GIVEN MATERIAL:
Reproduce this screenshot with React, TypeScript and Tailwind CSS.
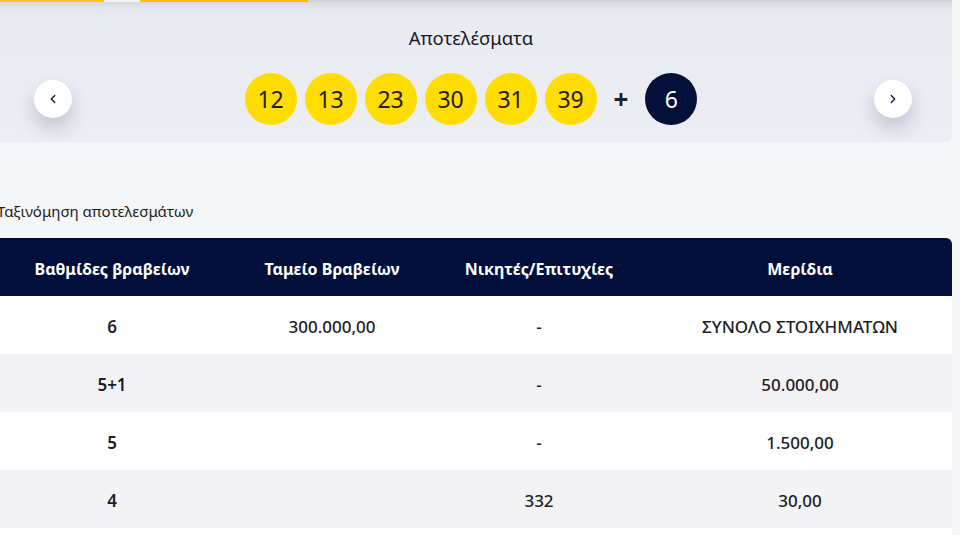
import { ChevronLeft, ChevronRight } from "lucide-react";

const MAIN_BALLS = [12, 13, 23, 30, 31, 39];

const ROWS = [
  { tier: "6", fund: "300.000,00", winners: "-", share: "ΣΥΝΟΛΟ ΣΤΟΙΧΗΜΑΤΩΝ" },
  { tier: "5+1", fund: "", winners: "-", share: "50.000,00" },
  { tier: "5", fund: "", winners: "-", share: "1.500,00" },
  { tier: "4", fund: "", winners: "332", share: "30,00" },
  { tier: "3", fund: "", winners: "", share: "" },
];

const COLS = "grid grid-cols-[244px_196px_218px_304px]";

const ArrowButton = ({ dir }: { dir: "left" | "right" }) => (
  <button className="w-[38px] h-[38px] rounded-full bg-white flex items-center justify-center shadow-[0_10px_18px_rgba(40,50,100,0.22)] text-[#0b1437]">
    {dir === "left" ? <ChevronLeft size={14} strokeWidth={2.2} /> : <ChevronRight size={14} strokeWidth={2.2} />}
  </button>
);

export default function App() {
  return (
    <div
      className="w-[960px] h-[535px] overflow-hidden bg-[#f5f6f8] text-[#1c1c2a]"
      style={{ fontFamily: '"Noto Sans", "Open Sans", sans-serif' }}
    >
      <div className="-ml-[10px] w-[962px]">
        {/* Results carousel */}
        <section className="relative rounded-b-md bg-[linear-gradient(180deg,#d6d7dc_0px,#e4e5eb_8px,#e9ebf2_18px,#eceef3_100%)] pb-[17px]">
          {/* top tab strip */}
          <div className="flex h-[2px]">
            <div className="w-[114px] bg-[#f7c531]" />
            <div className="w-[36px] bg-[#f4f4f4]" />
            <div className="w-[168px] bg-[#f5c000]" />
            <div className="flex-1 bg-[#d2d3d8]" />
          </div>

          <h2 className="pt-[24px] text-center text-[18.5px] leading-6 text-[#1a1a26]">Αποτελέσματα</h2>

          <div className="mt-[23px] flex items-center pl-[44px] pr-[40px]">
            <ArrowButton dir="left" />
            <div className="flex flex-1 items-center justify-center pr-[4px]">
              <div className="flex items-center gap-2">
                {MAIN_BALLS.map((n) => (
                  <span
                    key={n}
                    className="w-[52px] h-[52px] rounded-full bg-[#ffdd00] flex items-center justify-center text-[23px] text-[#1f1f24]"
                  >
                    {n}
                  </span>
                ))}
              </div>
              <span className="mx-[17px] text-[26px] font-bold leading-none text-[#1f1f24]">+</span>
              <span className="w-[52px] h-[52px] rounded-full bg-[#02103a] flex items-center justify-center text-[23px] text-white">
                6
              </span>
            </div>
            <ArrowButton dir="right" />
          </div>
        </section>

        {/* Prize table */}
        <p className="mt-[59px] pl-[7px] text-[15px] leading-5 text-[#1c1c24]">Ταξινόμηση αποτελεσμάτων</p>

        <div className="mt-[17px] rounded-t-md overflow-hidden">
          <div className={`${COLS} h-[58px] pt-[4px] bg-[#020f3a] text-white text-[16px] font-bold`}>
            <div className="flex items-center justify-center">Βαθμίδες βραβείων</div>
            <div className="flex items-center justify-center">Ταμείο Βραβείων</div>
            <div className="flex items-center justify-center">Νικητές/Επιτυχίες</div>
            <div className="flex items-center justify-center">Μερίδια</div>
          </div>
          {ROWS.map((r, i) => (
            <div
              key={r.tier}
              className={`${COLS} h-[58px] pt-[4px] text-[17px] font-medium text-[#1d1d28] ${i % 2 === 0 ? "bg-white" : "bg-[#f3f3f6]"}`}
            >
              <div className="flex items-center justify-center font-semibold">{r.tier}</div>
              <div className="flex items-center justify-center">{r.fund}</div>
              <div className="flex items-center justify-center">{r.winners}</div>
              <div className="flex items-center justify-center">{r.share}</div>
            </div>
          ))}
        </div>
      </div>
    </div>
  );
}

WHAT YOU WILL DO:
Without including any pictures, print all of the material exactly as given.

FINAL RESULT:
Reproduce this screenshot with React, TypeScript and Tailwind CSS.
import { ChevronLeft, ChevronRight } from "lucide-react";

const MAIN_BALLS = [12, 13, 23, 30, 31, 39];

const ROWS = [
  { tier: "6", fund: "300.000,00", winners: "-", share: "ΣΥΝΟΛΟ ΣΤΟΙΧΗΜΑΤΩΝ" },
  { tier: "5+1", fund: "", winners: "-", share: "50.000,00" },
  { tier: "5", fund: "", winners: "-", share: "1.500,00" },
  { tier: "4", fund: "", winners: "332", share: "30,00" },
  { tier: "3", fund: "", winners: "", share: "" },
];

const COLS = "grid grid-cols-[244px_196px_218px_304px]";

const ArrowButton = ({ dir }: { dir: "left" | "right" }) => (
  <button className="w-[38px] h-[38px] rounded-full bg-white flex items-center justify-center shadow-[0_10px_18px_rgba(40,50,100,0.22)] text-[#0b1437]">
    {dir === "left" ? <ChevronLeft size={14} strokeWidth={2.2} /> : <ChevronRight size={14} strokeWidth={2.2} />}
  </button>
);

export default function App() {
  return (
    <div
      className="w-[960px] h-[535px] overflow-hidden bg-[#f5f6f8] text-[#1c1c2a]"
      style={{ fontFamily: '"Noto Sans", "Open Sans", sans-serif' }}
    >
      <div className="-ml-[10px] w-[962px]">
        {/* Results carousel */}
        <section className="relative rounded-b-md bg-[linear-gradient(180deg,#d6d7dc_0px,#e4e5eb_8px,#e9ebf2_18px,#eceef3_100%)] pb-[17px]">
          {/* top tab strip */}
          <div className="flex h-[2px]">
            <div className="w-[114px] bg-[#f7c531]" />
            <div className="w-[36px] bg-[#f4f4f4]" />
            <div className="w-[168px] bg-[#f5c000]" />
            <div className="flex-1 bg-[#d2d3d8]" />
          </div>

          <h2 className="pt-[24px] text-center text-[18.5px] leading-6 text-[#1a1a26]">Αποτελέσματα</h2>

          <div className="mt-[23px] flex items-center pl-[44px] pr-[40px]">
            <ArrowButton dir="left" />
            <div className="flex flex-1 items-center justify-center pr-[4px]">
              <div className="flex items-center gap-2">
                {MAIN_BALLS.map((n) => (
                  <span
                    key={n}
                    className="w-[52px] h-[52px] rounded-full bg-[#ffdd00] flex items-center justify-center text-[23px] text-[#1f1f24]"
                  >
                    {n}
                  </span>
                ))}
              </div>
              <span className="mx-[17px] text-[26px] font-bold leading-none text-[#1f1f24]">+</span>
              <span className="w-[52px] h-[52px] rounded-full bg-[#02103a] flex items-center justify-center text-[23px] text-white">
                6
              </span>
            </div>
            <ArrowButton dir="right" />
          </div>
        </section>

        {/* Prize table */}
        <p className="mt-[59px] pl-[7px] text-[15px] leading-5 text-[#1c1c24]">Ταξινόμηση αποτελεσμάτων</p>

        <div className="mt-[17px] rounded-t-md overflow-hidden">
          <div className={`${COLS} h-[58px] pt-[4px] bg-[#020f3a] text-white text-[16px] font-bold`}>
            <div className="flex items-center justify-center">Βαθμίδες βραβείων</div>
            <div className="flex items-center justify-center">Ταμείο Βραβείων</div>
            <div className="flex items-center justify-center">Νικητές/Επιτυχίες</div>
            <div className="flex items-center justify-center">Μερίδια</div>
          </div>
          {ROWS.map((r, i) => (
            <div
              key={r.tier}
              className={`${COLS} h-[58px] pt-[4px] text-[17px] font-medium text-[#1d1d28] ${i % 2 === 0 ? "bg-white" : "bg-[#f3f3f6]"}`}
            >
              <div className="flex items-center justify-center font-semibold">{r.tier}</div>
              <div className="flex items-center justify-center">{r.fund}</div>
              <div className="flex items-center justify-center">{r.winners}</div>
              <div className="flex items-center justify-center">{r.share}</div>
            </div>
          ))}
        </div>
      </div>
    </div>
  );
}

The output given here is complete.